Stated exercise:
Go through the material and pull out every line with the string "React" in it.

Data lines:
>> Begin

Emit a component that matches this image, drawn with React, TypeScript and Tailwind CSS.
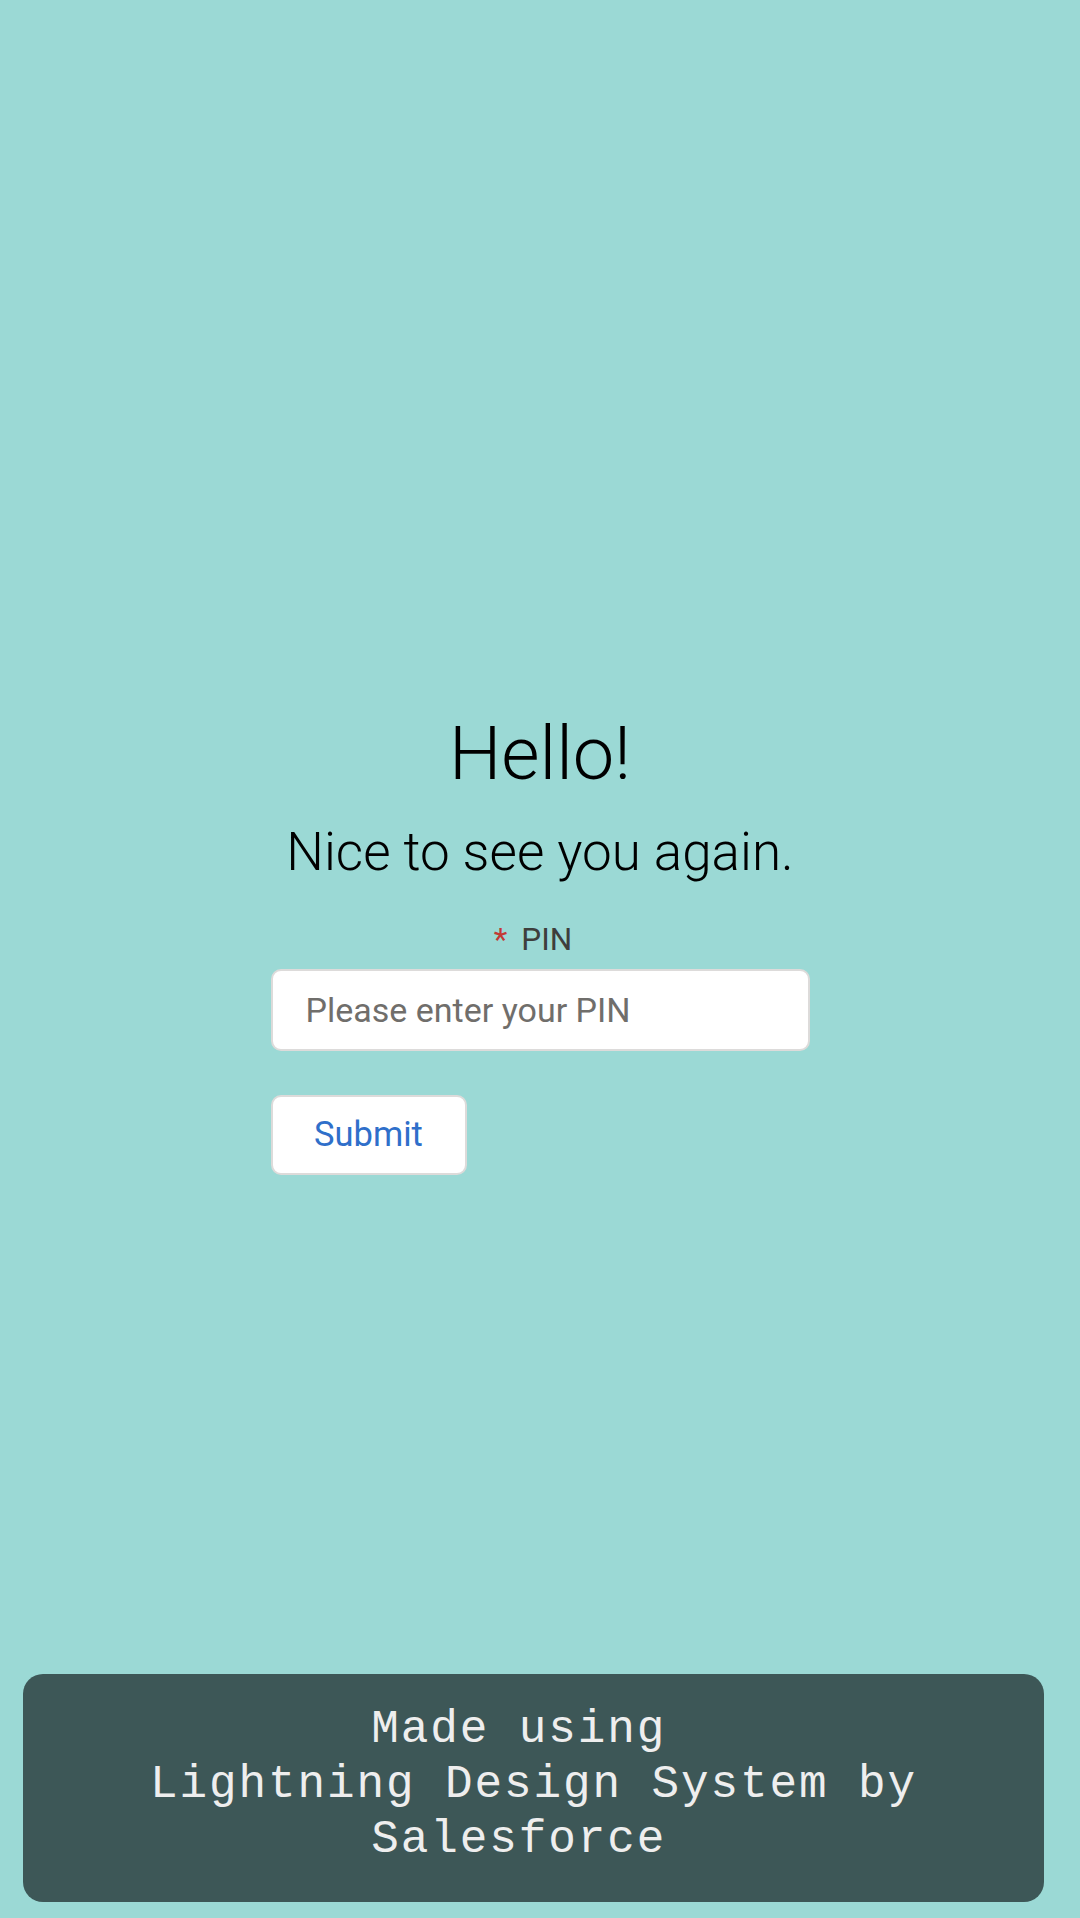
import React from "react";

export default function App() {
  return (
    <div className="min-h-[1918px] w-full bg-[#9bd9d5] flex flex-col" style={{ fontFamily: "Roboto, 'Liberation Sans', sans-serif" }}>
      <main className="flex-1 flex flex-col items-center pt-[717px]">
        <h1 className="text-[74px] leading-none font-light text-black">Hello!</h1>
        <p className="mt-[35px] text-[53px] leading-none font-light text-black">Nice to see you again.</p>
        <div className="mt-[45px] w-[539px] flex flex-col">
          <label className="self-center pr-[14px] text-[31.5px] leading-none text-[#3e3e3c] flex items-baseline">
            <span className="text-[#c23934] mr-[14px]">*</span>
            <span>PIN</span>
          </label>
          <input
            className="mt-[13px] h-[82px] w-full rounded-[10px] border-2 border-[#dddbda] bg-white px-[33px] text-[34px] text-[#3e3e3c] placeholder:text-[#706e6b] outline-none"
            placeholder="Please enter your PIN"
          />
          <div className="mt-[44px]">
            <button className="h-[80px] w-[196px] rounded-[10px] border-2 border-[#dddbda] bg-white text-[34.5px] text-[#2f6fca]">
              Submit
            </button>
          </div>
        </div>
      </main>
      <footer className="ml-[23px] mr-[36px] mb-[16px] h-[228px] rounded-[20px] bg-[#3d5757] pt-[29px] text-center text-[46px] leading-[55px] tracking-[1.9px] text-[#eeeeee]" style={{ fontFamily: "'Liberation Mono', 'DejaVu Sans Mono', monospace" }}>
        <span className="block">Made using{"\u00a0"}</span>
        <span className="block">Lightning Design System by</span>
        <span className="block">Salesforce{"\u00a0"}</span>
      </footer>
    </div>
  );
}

>> End

Task response:
Emit a component that matches this image, drawn with React, TypeScript and Tailwind CSS.
import React from "react";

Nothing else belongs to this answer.